Reading Tom Clancy’s Red Storm Rising, and in his part about a possible Soviet chemical attack on West Germany, the book says that in order to grow crops again after such an attack, a lot of insect larvae would need to be procured first.
…What for? To eat the chemical-killed human and animal bodies? Or recycle the soil or something?
Where do you get them - do countries just keep lots of insect larvae on stock? And which kind>
That was the whole purpose behind the conversation in RSR, that getting slimed was worse than getting nuked. I might be using the wrong example, but the rehabilitation of love canal and other industrial wastelands takes a while, and now to start thinking of that on a national scale.
This seems misguided to me. I do know that when cropland is contaminated by nuclear fallout, the remedy is to scrape it all off and dispose of it. In that case I can see how you’d want to get that land biologically enriched as soon as possible, and insect transplantation could be an important part of that. But a chemical attack? That stuff is pretty fragile and degrades rapidly after being deployed. Clancy may have gotten this one wrong.
Right, but I’m a bit confused and not sure where you are going. I am not asking whether a chemical attack is worse than a nuclear attack; I’m just asking what insect larvae are used for in such a scenario, what they do, and which kind or where a country would get them.
Mainly that no country keeps stocks of insect larvae on hand, you would have to first source the larvae from another country, and then do what ever your gonna do with them, assuming that the ecology of that particular region could be recovered in a useful time period.

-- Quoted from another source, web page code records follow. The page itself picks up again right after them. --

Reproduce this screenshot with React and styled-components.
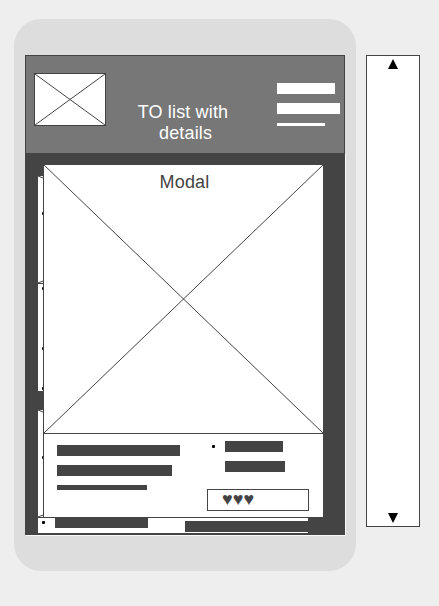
import React from "react";
import styled, { createGlobalStyle } from "styled-components";

const INK = "#444";

const GlobalStyle = createGlobalStyle`
  *, *::before, *::after { box-sizing: border-box; }
  html, body { margin: 0; background: #eee; }
  body { font-family: "Liberation Sans", Arial, sans-serif; font-size: 18px; color: ${INK}; }
`;

const Page = styled.main`
  display: flex;
  align-items: flex-start;
  gap: 10px;
  width: 439px;
  height: 606px;
  padding: 19px 19px 0 14px;
  overflow: hidden;
`;

const Device = styled.section`
  flex: none;
  width: 342px;
  height: 552px;
  padding: 36px 11px;
  background: #ddd;
  border-radius: 27px;
`;

const Screen = styled.div`
  display: flex;
  flex-direction: column;
  width: 320px;
  height: 480px;
`;

const Header = styled.header`
  display: flex;
  flex: none;
  align-items: flex-start;
  height: 98px;
  padding: 17px 0 0 8px;
  background: #777;
  border: 1px solid ${INK};
  border-bottom: 0;
`;

const Logo = styled.div`
  flex: none;
  width: 72px;
  height: 53px;
  background: #fff;
  border: 1px solid ${INK};
`;

const Title = styled.h1`
  width: 120px;
  margin: 29px 0 0 17px;
  color: #fff;
  font-size: 18px;
  font-weight: 400;
  letter-spacing: 0.15px;
  line-height: 21px;
  text-align: center;
`;

const MenuBars = styled.div`
  display: flex;
  flex-direction: column;
  gap: 9px;
  margin: 10px 0 0 34px;
`;

const Bar = styled.div`
  width: ${(p) => p.$width}px;
  height: ${(p) => p.$height || 11}px;
  background: ${(p) => (p.$light ? "#fff" : INK)};
`;

const Body = styled.div`
  position: relative;
  flex: 1;
  min-height: 0;
  padding: 23px 0 0 13px;
  background: ${INK};
  box-shadow: 1px 1px 0 #f8f8f8;
`;

const List = styled.div`
  display: flex;
  flex-direction: column;
  gap: 19px;
  width: 270px;
`;

const Card = styled.article`
  height: ${(p) => p.$height}px;
  background: #fff;
  overflow: hidden;
`;

const CardPicture = styled.div`
  position: relative;
  height: 108px;
  border-bottom: 1px solid ${INK};
`;

const CardDetails = styled.div`
  display: flex;
  align-items: flex-start;
  padding-left: 4px;
`;

const BulletRail = styled.ul`
  display: grid;
  grid-template-rows: ${(p) => p.$rows};
  width: 13px;
  margin: 0;
  padding: 0;
  list-style: none;
`;

const Bullet = styled.li`
  width: 3px;
  height: 3px;
  background: #000;
  border-radius: 1px;
  list-style: none;
`;

const PictureMarker = styled(Bullet).attrs({ as: "span" })`
  position: absolute;
  top: ${(p) => p.$top}px;
  left: 4px;
`;

const CardBar = styled(Bar)`
  margin-top: ${(p) => p.$top}px;
  margin-left: ${(p) => p.$left || 0}px;
`;

const Modal = styled.section`
  position: absolute;
  top: 12px;
  left: 18px;
  width: 280px;
  height: 353px;
  background: #fff;
  border-left: 1px solid ${INK};
  border-bottom: 1px solid ${INK};
`;

const ModalPicture = styled.div`
  display: grid;
  height: 269px;
  border-bottom: 1px solid ${INK};

  > * { grid-area: 1 / 1; }
`;

const ModalTitle = styled.h2`
  margin: 7px 0 0 2px;
  font-size: 18px;
  font-weight: 400;
  letter-spacing: 0.15px;
  line-height: 21px;
  text-align: center;
`;

const ModalDetails = styled.div`
  display: flex;
  height: 83px;
`;

const TextBars = styled.div`
  display: flex;
  flex-direction: column;
  gap: 9px;
  width: 150px;
  padding: 11px 0 0 13px;
`;

const Side = styled.div`
  display: flex;
  flex-direction: column;
  padding: 7px 0 0 13px;
`;

const Points = styled.div`
  display: flex;
  gap: 10px;
  padding-left: 5px;
`;

const PointBullet = styled(Bullet).attrs({ as: "span" })`
  margin-top: 4px;
`;

const PointBars = styled.div`
  display: grid;
  gap: 9px;
`;

const Rating = styled.div`
  width: 102px;
  height: 22px;
  margin-top: 17px;
  padding-left: 14px;
  border: 1px solid ${INK};
  font-size: 18px;
  line-height: 18px;
`;

const ScrollPanel = styled.aside`
  display: flex;
  flex: none;
  flex-direction: column;
  align-items: center;
  justify-content: space-between;
  width: 54px;
  height: 472px;
  margin-top: 36px;
  padding: 3px 0;
  background: #fff;
  border: 1px solid ${INK};
`;

const Drawing = styled.svg`
  display: block;
  width: ${(p) => p.$width || "100%"};
  height: ${(p) => p.$height || "100%"};
`;

function Cross({ width, height }) {
  return (
    <Drawing viewBox={`0 0 ${width} ${height}`} preserveAspectRatio="none" fill="none" stroke={INK}>
      <path d={`M0 0L${width} ${height}M${width} 0L0 ${height}`} />
    </Drawing>
  );
}

function Arrow({ down }) {
  return (
    <Drawing $width="10px" $height="10px" viewBox="0 0 10 10">
      <path d={down ? "M0 0H10L5 10Z" : "M0 10H10L5 0Z"} />
    </Drawing>
  );
}

export default function App() {
  return (
    <>
      <GlobalStyle />
      <Page>
        <Device>
          <Screen>
            <Header>
              <Logo><Cross width={70} height={51} /></Logo>
              <Title>TO list with<br />&nbsp;details</Title>
              <MenuBars>
                <Bar $light $width={58} />
                <Bar $light $width={63} />
                <Bar $light $width={48} $height={3} />
              </MenuBars>
            </Header>
            <Body>
              <List>
                <Card $height={215}>
                  <CardPicture>
                    <Cross width={270} height={107} />
                    <PictureMarker $top={36} />
                  </CardPicture>
                  <CardDetails>
                    <BulletRail $rows="3px 60px 40px 3px">
                      <span />
                      <Bullet />
                      <Bullet />
                      <Bullet />
                    </BulletRail>
                  </CardDetails>
                </Card>
                <Card $height={123}>
                  <CardPicture>
                    <Cross width={270} height={107} />
                    <PictureMarker $top={46} />
                  </CardPicture>
                  <CardDetails>
                    <BulletRail $rows="3px 3px">
                      <span />
                      <Bullet />
                    </BulletRail>
                    <CardBar $width={93} $height={10} $top={0} />
                    <CardBar $width={123} $top={3} $left={37} />
                  </CardDetails>
                </Card>
              </List>
              <Modal>
                <ModalPicture>
                  <Cross width={279} height={268} />
                  <ModalTitle>Modal</ModalTitle>
                </ModalPicture>
                <ModalDetails>
                  <TextBars>
                    <Bar $width={123} />
                    <Bar $width={115} />
                    <Bar $width={90} $height={5} />
                  </TextBars>
                  <Side>
                    <Points>
                      <PointBullet />
                      <PointBars>
                        <Bar $width={58} />
                        <Bar $width={60} />
                      </PointBars>
                    </Points>
                    <Rating>♥♥♥</Rating>
                  </Side>
                </ModalDetails>
              </Modal>
            </Body>
          </Screen>
        </Device>
        <ScrollPanel>
          <Arrow />
          <Arrow down />
        </ScrollPanel>
      </Page>
    </>
  );
}
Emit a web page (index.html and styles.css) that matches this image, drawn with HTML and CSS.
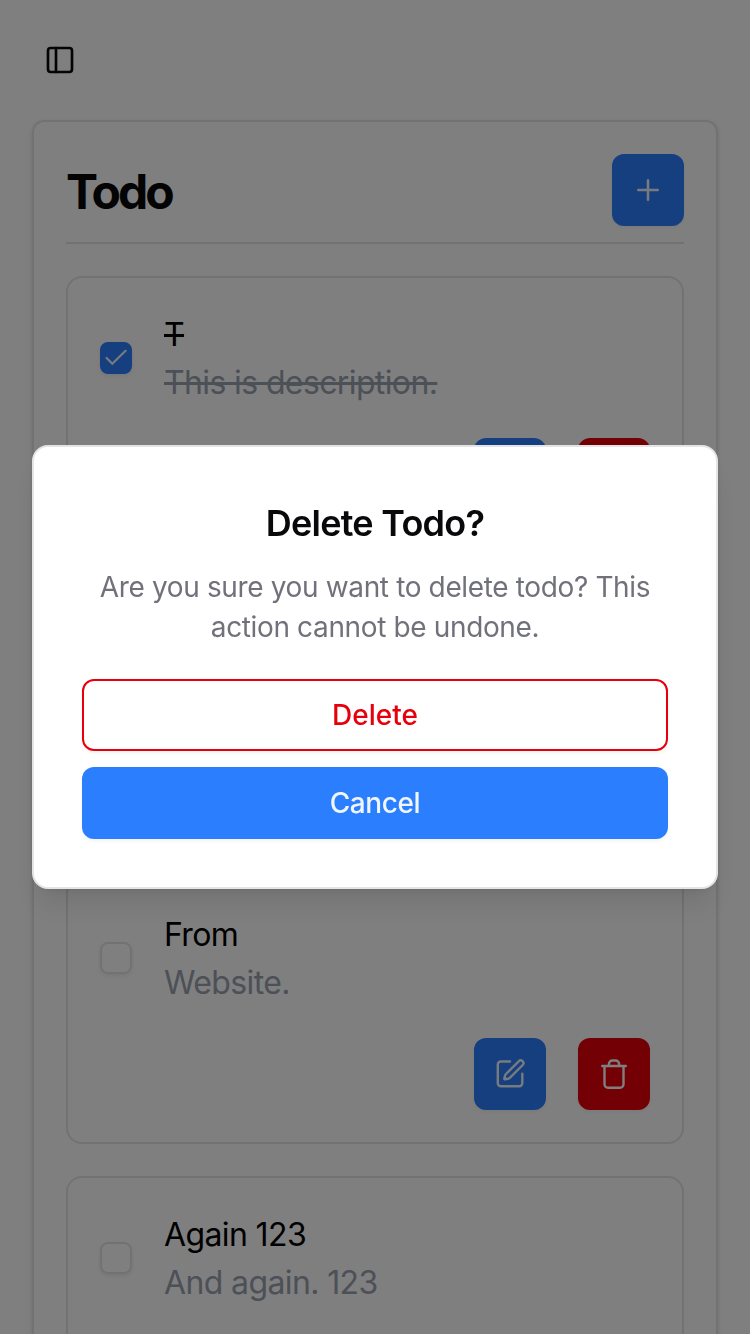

I can only imagine that Canada and possibly the States would have the capacity, and I am assuming that on thinking that on East Germany’s latitude. Europe would be fucked, Chemical weapons were targeted for lines of communication and civilian populations.
It was supposed to the kind of chemical munition oil based VX maybe, but yeah I can see Clancy getting it wrong or perhaps writing it as he was told by an expert.
As stated, this makes no sense to me. Can you give the exact sentences where this appears?
I can’t think of any way that insect larvae are a requirement for agriculture in general. Bees might be necessary for pollination, but that would require hives, not bee larvae. Some insect larvae aerate the soil, but earthworms do it as well.
I heard a chemist describe pesticides as nerve gas for bugs, alternatively, nerve gas is pesticide for people.
The point is that the chemicals in many pesticides is very similar to nerve gas, indeed Iraq got away with building a chemical warfare factory (way back before the wars) by claiming they were building a pesticide plant.
So after a large scale chemical attack, the beneficial bugs will have to be re-introduced into the environment.